:: Task statement ::
For the copy, please give all of the data again exactly and leave the pictures out.

:: Dataset excerpt ::
---

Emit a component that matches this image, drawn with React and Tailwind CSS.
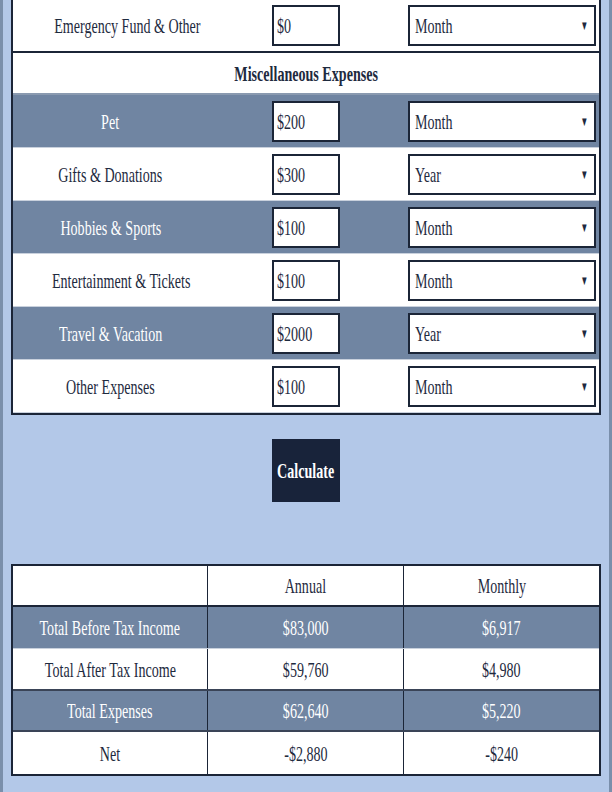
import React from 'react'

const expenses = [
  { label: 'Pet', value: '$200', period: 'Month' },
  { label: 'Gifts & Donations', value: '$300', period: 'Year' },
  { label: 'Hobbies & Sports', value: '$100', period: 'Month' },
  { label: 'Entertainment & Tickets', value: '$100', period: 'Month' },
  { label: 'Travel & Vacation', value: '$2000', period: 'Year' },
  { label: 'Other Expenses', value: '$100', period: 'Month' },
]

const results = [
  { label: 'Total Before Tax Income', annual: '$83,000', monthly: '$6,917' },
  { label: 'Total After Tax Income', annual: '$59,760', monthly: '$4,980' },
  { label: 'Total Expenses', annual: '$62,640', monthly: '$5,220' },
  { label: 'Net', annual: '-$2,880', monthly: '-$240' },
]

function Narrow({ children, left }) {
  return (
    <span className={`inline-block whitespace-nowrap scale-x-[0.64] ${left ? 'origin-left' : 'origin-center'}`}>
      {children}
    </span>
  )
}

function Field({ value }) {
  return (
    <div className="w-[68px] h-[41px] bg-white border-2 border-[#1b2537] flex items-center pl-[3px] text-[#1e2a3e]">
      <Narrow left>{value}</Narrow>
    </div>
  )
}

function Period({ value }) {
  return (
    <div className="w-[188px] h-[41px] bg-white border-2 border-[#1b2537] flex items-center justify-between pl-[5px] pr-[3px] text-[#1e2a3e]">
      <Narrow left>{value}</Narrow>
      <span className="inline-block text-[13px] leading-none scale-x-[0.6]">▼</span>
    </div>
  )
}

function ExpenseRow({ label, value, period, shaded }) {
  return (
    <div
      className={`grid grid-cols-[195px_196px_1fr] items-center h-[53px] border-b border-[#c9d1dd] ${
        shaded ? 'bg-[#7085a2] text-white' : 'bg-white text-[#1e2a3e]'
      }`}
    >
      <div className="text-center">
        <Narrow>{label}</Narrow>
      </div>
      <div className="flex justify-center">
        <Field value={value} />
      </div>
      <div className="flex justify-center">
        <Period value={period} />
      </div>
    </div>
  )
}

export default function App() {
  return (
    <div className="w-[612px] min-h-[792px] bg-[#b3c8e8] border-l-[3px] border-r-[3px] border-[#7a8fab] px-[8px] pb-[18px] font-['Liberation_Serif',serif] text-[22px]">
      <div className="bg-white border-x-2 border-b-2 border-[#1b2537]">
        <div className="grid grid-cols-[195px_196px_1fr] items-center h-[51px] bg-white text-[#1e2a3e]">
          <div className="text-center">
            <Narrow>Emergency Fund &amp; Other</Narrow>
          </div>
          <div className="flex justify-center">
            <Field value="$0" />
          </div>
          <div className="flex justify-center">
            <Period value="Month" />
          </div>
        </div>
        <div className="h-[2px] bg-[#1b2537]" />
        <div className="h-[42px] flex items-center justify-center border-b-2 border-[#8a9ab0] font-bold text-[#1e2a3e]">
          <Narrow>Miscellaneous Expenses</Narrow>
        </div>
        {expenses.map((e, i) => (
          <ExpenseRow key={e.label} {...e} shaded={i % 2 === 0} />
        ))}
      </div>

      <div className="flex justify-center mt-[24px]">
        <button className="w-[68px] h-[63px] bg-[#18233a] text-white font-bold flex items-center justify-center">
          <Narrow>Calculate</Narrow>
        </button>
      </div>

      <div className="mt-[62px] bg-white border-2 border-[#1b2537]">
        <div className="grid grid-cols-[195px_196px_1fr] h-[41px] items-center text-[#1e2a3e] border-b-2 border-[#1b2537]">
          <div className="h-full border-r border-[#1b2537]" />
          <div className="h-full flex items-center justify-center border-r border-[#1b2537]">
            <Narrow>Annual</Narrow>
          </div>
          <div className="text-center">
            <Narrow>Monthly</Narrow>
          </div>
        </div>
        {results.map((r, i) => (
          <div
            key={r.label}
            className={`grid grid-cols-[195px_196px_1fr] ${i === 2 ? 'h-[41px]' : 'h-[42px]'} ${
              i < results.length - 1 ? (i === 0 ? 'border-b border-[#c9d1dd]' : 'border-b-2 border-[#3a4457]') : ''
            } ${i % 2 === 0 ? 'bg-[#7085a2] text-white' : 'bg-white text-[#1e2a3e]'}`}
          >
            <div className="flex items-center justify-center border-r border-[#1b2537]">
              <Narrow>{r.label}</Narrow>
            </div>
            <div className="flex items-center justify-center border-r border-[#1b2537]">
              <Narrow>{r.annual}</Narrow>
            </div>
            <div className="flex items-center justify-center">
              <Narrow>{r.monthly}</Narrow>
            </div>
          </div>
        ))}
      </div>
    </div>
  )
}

---

:: Answer to the exercise ::
Emit a component that matches this image, drawn with React and Tailwind CSS.
import React from 'react'

const expenses = [
  { label: 'Pet', value: '$200', period: 'Month' },
  { label: 'Gifts & Donations', value: '$300', period: 'Year' },
  { label: 'Hobbies & Sports', value: '$100', period: 'Month' },
  { label: 'Entertainment & Tickets', value: '$100', period: 'Month' },
  { label: 'Travel & Vacation', value: '$2000', period: 'Year' },
  { label: 'Other Expenses', value: '$100', period: 'Month' },
]

const results = [
  { label: 'Total Before Tax Income', annual: '$83,000', monthly: '$6,917' },
  { label: 'Total After Tax Income', annual: '$59,760', monthly: '$4,980' },
  { label: 'Total Expenses', annual: '$62,640', monthly: '$5,220' },
  { label: 'Net', annual: '-$2,880', monthly: '-$240' },
]

function Narrow({ children, left }) {
  return (
    <span className={`inline-block whitespace-nowrap scale-x-[0.64] ${left ? 'origin-left' : 'origin-center'}`}>
      {children}
    </span>
  )
}

function Field({ value }) {
  return (
    <div className="w-[68px] h-[41px] bg-white border-2 border-[#1b2537] flex items-center pl-[3px] text-[#1e2a3e]">
      <Narrow left>{value}</Narrow>
    </div>
  )
}

function Period({ value }) {
  return (
    <div className="w-[188px] h-[41px] bg-white border-2 border-[#1b2537] flex items-center justify-between pl-[5px] pr-[3px] text-[#1e2a3e]">
      <Narrow left>{value}</Narrow>
      <span className="inline-block text-[13px] leading-none scale-x-[0.6]">▼</span>
    </div>
  )
}

function ExpenseRow({ label, value, period, shaded }) {
  return (
    <div
      className={`grid grid-cols-[195px_196px_1fr] items-center h-[53px] border-b border-[#c9d1dd] ${
        shaded ? 'bg-[#7085a2] text-white' : 'bg-white text-[#1e2a3e]'
      }`}
    >
      <div className="text-center">
        <Narrow>{label}</Narrow>
      </div>
      <div className="flex justify-center">
        <Field value={value} />
      </div>
      <div className="flex justify-center">
        <Period value={period} />
      </div>
    </div>
  )
}

export default function App() {
  return (
    <div className="w-[612px] min-h-[792px] bg-[#b3c8e8] border-l-[3px] border-r-[3px] border-[#7a8fab] px-[8px] pb-[18px] font-['Liberation_Serif',serif] text-[22px]">
      <div className="bg-white border-x-2 border-b-2 border-[#1b2537]">
        <div className="grid grid-cols-[195px_196px_1fr] items-center h-[51px] bg-white text-[#1e2a3e]">
          <div className="text-center">
            <Narrow>Emergency Fund &amp; Other</Narrow>
          </div>
          <div className="flex justify-center">
            <Field value="$0" />
          </div>
          <div className="flex justify-center">
            <Period value="Month" />
          </div>
        </div>
        <div className="h-[2px] bg-[#1b2537]" />
        <div className="h-[42px] flex items-center justify-center border-b-2 border-[#8a9ab0] font-bold text-[#1e2a3e]">
          <Narrow>Miscellaneous Expenses</Narrow>
        </div>
        {expenses.map((e, i) => (
          <ExpenseRow key={e.label} {...e} shaded={i % 2 === 0} />
        ))}
      </div>

      <div className="flex justify-center mt-[24px]">
        <button className="w-[68px] h-[63px] bg-[#18233a] text-white font-bold flex items-center justify-center">
          <Narrow>Calculate</Narrow>
        </button>
      </div>

      <div className="mt-[62px] bg-white border-2 border-[#1b2537]">
        <div className="grid grid-cols-[195px_196px_1fr] h-[41px] items-center text-[#1e2a3e] border-b-2 border-[#1b2537]">
          <div className="h-full border-r border-[#1b2537]" />
          <div className="h-full flex items-center justify-center border-r border-[#1b2537]">
            <Narrow>Annual</Narrow>
          </div>
          <div className="text-center">
            <Narrow>Monthly</Narrow>
          </div>
        </div>
        {results.map((r, i) => (
          <div
            key={r.label}
            className={`grid grid-cols-[195px_196px_1fr] ${i === 2 ? 'h-[41px]' : 'h-[42px]'} ${
              i < results.length - 1 ? (i === 0 ? 'border-b border-[#c9d1dd]' : 'border-b-2 border-[#3a4457]') : ''
            } ${i % 2 === 0 ? 'bg-[#7085a2] text-white' : 'bg-white text-[#1e2a3e]'}`}
          >
            <div className="flex items-center justify-center border-r border-[#1b2537]">
              <Narrow>{r.label}</Narrow>
            </div>
            <div className="flex items-center justify-center border-r border-[#1b2537]">
              <Narrow>{r.annual}</Narrow>
            </div>
            <div className="flex items-center justify-center">
              <Narrow>{r.monthly}</Narrow>
            </div>
          </div>
        ))}
      </div>
    </div>
  )
}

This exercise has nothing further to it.